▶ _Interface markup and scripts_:
· · · ·

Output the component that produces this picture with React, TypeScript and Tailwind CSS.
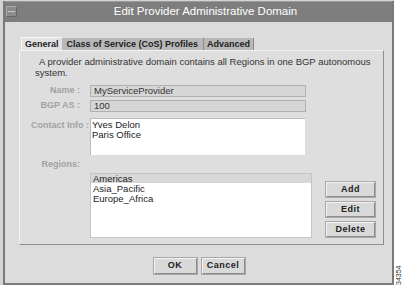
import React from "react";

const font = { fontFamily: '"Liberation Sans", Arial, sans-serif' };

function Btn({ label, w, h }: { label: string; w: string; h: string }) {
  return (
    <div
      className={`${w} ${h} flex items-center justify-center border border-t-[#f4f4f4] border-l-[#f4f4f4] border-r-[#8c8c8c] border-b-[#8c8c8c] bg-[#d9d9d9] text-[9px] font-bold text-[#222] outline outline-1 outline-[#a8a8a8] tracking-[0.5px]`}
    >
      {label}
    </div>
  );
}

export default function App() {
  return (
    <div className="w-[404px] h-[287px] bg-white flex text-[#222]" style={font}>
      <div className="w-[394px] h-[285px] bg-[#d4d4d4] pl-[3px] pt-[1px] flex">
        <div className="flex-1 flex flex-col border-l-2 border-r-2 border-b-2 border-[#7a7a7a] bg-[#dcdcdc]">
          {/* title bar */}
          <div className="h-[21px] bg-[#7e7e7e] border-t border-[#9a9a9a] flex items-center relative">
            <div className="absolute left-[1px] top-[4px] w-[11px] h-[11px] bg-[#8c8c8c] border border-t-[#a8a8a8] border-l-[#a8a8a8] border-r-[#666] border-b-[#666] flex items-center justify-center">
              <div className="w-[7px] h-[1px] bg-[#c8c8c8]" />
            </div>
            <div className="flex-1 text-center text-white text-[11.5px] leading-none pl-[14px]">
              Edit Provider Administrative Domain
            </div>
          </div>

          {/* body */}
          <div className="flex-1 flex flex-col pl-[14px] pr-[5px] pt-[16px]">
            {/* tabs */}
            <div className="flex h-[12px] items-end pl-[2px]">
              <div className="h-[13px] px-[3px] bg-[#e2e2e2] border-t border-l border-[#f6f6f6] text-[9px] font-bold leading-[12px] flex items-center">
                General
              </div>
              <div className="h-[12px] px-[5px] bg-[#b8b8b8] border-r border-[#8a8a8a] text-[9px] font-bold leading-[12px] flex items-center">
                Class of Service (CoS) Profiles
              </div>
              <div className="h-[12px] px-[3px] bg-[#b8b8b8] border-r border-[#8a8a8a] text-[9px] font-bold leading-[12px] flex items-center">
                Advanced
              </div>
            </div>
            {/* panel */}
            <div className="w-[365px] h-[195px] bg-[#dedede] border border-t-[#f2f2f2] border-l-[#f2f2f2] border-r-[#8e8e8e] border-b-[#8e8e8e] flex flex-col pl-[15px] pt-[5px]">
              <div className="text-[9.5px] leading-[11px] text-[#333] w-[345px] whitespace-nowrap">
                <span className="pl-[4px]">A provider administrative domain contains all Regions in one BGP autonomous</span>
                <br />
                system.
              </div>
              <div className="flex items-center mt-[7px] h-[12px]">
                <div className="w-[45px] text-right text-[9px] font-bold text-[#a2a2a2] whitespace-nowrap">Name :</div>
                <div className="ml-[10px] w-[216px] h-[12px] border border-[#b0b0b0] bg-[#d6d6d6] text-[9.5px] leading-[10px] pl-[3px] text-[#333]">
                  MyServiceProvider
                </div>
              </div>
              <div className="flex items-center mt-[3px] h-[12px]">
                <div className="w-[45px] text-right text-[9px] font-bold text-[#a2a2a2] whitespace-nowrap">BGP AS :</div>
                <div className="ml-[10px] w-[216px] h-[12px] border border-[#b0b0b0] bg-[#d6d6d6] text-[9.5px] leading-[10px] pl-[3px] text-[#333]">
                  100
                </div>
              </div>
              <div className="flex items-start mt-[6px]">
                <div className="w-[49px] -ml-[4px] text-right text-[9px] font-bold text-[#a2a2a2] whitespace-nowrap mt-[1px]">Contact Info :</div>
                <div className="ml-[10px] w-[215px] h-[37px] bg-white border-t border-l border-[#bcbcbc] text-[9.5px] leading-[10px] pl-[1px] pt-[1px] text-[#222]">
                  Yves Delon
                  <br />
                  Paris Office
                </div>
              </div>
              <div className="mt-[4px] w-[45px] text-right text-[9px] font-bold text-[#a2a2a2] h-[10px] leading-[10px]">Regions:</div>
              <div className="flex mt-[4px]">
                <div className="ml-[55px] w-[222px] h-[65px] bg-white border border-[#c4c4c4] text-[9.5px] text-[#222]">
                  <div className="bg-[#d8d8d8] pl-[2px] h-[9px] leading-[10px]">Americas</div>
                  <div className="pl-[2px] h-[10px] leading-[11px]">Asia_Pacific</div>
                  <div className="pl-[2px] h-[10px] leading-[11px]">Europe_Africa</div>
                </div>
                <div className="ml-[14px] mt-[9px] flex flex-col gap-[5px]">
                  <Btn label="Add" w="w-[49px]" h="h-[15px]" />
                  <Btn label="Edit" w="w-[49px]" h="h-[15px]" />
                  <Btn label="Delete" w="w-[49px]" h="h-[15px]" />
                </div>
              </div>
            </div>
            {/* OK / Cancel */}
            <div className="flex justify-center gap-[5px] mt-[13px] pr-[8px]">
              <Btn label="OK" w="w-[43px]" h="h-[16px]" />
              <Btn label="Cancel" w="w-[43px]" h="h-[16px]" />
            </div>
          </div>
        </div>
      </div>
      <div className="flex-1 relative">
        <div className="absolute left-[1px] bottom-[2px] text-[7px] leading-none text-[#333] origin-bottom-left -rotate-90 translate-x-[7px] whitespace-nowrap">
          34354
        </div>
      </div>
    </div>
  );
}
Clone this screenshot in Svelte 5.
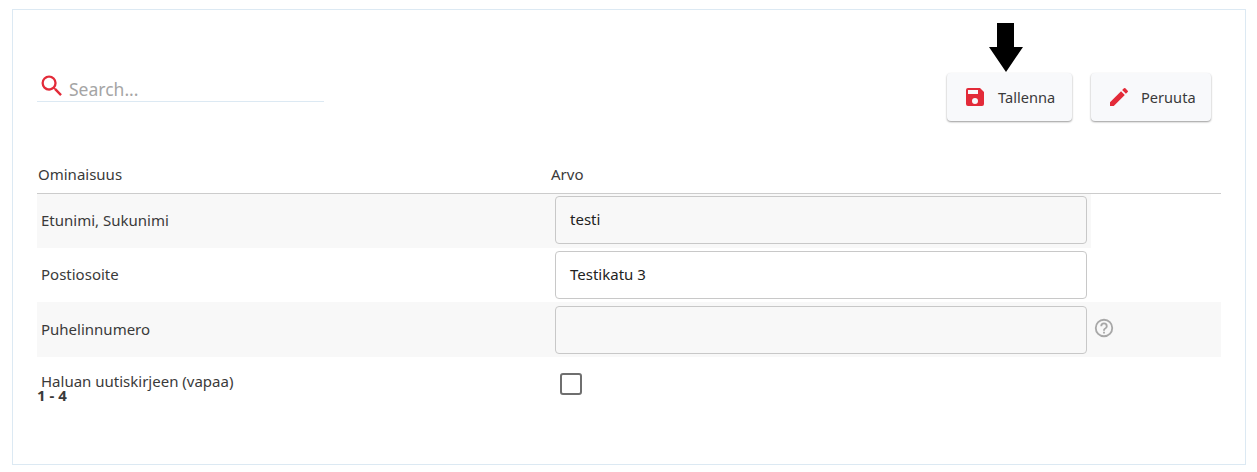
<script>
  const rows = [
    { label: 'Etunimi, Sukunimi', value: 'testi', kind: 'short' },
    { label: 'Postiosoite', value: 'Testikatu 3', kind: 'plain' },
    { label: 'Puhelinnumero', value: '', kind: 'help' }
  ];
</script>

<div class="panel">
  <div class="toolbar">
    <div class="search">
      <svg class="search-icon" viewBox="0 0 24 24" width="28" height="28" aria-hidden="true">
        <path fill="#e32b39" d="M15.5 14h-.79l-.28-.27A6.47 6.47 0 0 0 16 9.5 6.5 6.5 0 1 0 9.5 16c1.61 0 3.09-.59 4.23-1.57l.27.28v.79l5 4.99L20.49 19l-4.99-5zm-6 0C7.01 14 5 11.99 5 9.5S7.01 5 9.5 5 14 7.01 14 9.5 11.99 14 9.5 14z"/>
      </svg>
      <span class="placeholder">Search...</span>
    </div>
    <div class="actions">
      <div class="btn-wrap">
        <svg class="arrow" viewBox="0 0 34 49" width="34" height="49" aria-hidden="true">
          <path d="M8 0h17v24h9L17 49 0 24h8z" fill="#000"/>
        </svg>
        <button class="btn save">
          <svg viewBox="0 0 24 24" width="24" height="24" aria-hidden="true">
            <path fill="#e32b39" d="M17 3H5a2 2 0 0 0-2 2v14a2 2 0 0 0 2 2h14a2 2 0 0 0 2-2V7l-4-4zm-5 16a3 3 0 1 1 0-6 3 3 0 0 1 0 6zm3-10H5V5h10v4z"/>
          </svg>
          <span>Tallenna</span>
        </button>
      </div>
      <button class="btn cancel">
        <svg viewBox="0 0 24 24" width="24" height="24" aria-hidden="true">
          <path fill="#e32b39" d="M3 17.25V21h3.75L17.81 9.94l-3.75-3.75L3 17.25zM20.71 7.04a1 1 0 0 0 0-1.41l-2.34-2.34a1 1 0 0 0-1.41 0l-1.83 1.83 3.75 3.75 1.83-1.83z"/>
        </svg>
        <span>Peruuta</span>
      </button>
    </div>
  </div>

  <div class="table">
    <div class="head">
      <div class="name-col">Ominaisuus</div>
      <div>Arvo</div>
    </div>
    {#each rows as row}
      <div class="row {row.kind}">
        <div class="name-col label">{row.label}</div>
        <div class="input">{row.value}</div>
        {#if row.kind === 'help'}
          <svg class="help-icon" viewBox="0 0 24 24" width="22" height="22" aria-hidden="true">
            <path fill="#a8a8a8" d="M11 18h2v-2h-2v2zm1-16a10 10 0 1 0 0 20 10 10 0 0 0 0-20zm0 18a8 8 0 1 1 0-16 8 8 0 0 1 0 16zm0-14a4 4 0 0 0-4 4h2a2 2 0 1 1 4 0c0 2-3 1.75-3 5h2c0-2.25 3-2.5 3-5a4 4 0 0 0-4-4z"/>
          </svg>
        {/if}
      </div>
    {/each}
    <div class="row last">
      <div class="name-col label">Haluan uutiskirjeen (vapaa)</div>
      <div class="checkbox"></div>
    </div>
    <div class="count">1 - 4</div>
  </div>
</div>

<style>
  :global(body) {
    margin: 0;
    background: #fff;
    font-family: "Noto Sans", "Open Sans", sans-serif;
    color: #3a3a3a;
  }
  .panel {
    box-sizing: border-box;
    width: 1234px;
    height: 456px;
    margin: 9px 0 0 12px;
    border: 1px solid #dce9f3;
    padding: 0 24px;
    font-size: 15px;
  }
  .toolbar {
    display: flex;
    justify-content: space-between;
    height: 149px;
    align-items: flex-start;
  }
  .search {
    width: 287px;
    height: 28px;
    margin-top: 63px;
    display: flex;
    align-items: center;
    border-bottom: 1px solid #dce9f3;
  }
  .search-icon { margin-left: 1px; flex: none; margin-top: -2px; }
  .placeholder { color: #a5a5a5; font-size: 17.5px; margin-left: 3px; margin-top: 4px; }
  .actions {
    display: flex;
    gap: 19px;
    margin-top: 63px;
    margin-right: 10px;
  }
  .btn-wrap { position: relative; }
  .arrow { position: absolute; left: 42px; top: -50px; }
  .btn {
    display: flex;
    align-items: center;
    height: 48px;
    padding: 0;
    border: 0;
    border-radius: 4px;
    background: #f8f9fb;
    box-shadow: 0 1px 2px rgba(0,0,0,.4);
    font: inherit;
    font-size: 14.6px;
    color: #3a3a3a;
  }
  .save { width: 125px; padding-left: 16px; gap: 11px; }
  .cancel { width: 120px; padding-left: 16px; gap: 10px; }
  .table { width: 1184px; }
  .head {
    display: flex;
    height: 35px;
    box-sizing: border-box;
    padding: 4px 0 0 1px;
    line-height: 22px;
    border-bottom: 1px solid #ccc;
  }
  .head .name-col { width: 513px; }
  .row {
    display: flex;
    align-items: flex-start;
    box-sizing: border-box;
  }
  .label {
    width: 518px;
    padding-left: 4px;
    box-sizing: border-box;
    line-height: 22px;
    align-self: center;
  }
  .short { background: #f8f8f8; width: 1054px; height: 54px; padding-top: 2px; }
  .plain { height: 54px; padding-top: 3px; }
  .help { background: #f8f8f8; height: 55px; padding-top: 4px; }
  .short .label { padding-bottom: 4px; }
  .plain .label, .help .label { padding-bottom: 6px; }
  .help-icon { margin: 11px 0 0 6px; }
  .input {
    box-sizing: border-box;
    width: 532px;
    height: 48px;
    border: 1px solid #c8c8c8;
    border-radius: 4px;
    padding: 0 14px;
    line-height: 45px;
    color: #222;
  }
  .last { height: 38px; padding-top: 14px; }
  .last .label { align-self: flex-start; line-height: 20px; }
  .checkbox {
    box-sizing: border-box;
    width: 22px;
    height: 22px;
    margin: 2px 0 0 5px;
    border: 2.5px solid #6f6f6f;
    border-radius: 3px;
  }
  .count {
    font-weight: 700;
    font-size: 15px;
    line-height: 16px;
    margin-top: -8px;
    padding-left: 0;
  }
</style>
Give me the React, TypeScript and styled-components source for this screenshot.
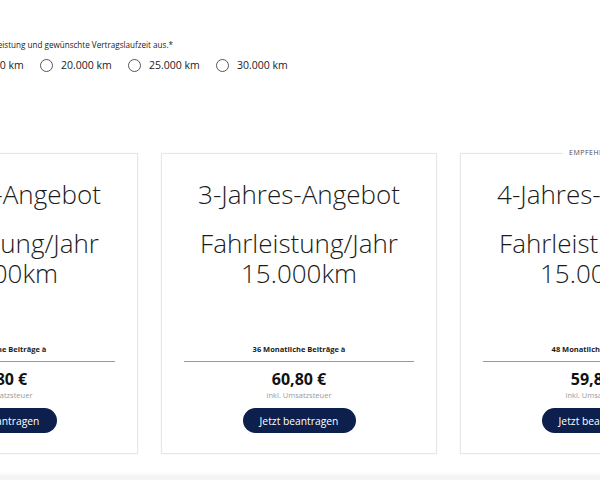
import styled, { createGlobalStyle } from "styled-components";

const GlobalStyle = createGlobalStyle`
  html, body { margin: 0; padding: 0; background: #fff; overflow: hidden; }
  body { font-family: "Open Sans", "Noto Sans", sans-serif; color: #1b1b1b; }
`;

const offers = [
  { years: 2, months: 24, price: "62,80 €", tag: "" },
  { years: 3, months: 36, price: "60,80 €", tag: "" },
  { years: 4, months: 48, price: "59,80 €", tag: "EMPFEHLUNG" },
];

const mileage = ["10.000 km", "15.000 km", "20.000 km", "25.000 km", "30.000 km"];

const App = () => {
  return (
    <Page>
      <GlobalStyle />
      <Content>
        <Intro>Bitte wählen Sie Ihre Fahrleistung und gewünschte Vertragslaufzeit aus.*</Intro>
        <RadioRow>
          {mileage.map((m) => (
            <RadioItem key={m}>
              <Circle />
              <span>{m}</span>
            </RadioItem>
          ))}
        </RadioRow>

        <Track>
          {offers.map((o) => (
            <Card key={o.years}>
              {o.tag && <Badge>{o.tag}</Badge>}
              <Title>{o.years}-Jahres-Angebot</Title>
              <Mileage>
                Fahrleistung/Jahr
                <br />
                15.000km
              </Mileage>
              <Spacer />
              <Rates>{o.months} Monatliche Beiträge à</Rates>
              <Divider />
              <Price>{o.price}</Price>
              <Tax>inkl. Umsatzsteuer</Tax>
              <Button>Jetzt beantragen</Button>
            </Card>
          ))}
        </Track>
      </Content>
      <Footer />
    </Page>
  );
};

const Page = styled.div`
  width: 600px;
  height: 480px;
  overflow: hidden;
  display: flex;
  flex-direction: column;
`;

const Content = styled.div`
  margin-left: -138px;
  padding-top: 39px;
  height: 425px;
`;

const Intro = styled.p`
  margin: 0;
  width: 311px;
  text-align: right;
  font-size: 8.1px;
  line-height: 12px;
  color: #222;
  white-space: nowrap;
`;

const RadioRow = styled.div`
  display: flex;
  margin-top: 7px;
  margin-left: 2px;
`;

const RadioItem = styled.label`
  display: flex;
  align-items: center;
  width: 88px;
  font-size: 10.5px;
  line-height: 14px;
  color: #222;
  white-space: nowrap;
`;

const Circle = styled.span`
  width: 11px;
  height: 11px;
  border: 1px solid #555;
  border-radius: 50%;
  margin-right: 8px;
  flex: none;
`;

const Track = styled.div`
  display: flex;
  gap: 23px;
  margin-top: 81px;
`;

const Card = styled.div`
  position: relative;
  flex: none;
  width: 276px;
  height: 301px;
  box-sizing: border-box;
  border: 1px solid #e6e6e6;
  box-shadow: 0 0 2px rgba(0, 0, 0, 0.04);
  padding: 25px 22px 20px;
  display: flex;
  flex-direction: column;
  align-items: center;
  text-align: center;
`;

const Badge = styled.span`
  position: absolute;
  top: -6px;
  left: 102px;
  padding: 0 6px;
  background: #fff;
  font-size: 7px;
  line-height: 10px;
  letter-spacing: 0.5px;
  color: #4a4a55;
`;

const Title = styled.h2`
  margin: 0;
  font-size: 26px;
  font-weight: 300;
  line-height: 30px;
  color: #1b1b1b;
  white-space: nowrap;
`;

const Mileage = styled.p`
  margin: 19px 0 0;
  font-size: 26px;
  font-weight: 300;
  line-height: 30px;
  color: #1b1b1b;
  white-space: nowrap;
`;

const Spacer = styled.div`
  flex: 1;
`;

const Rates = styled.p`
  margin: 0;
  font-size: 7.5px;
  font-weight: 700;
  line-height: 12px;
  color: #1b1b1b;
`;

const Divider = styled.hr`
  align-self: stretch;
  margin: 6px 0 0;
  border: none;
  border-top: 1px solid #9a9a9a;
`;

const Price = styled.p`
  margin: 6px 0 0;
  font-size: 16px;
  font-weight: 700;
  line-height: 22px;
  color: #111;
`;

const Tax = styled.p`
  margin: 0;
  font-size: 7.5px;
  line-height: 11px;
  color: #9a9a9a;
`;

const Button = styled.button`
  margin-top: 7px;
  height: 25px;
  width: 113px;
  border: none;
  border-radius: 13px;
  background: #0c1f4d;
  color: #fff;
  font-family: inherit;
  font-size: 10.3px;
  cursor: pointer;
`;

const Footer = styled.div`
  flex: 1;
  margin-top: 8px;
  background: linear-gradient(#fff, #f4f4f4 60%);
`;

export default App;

· · · ·

▶ _Task prompt_: Return all lines with the word "React" in them.

▶ _Correct response_:
Output the component that produces this picture with React, TypeScript and Tailwind CSS.
import React from "react";
Give me the React, TypeScript and styled-components source for this screenshot.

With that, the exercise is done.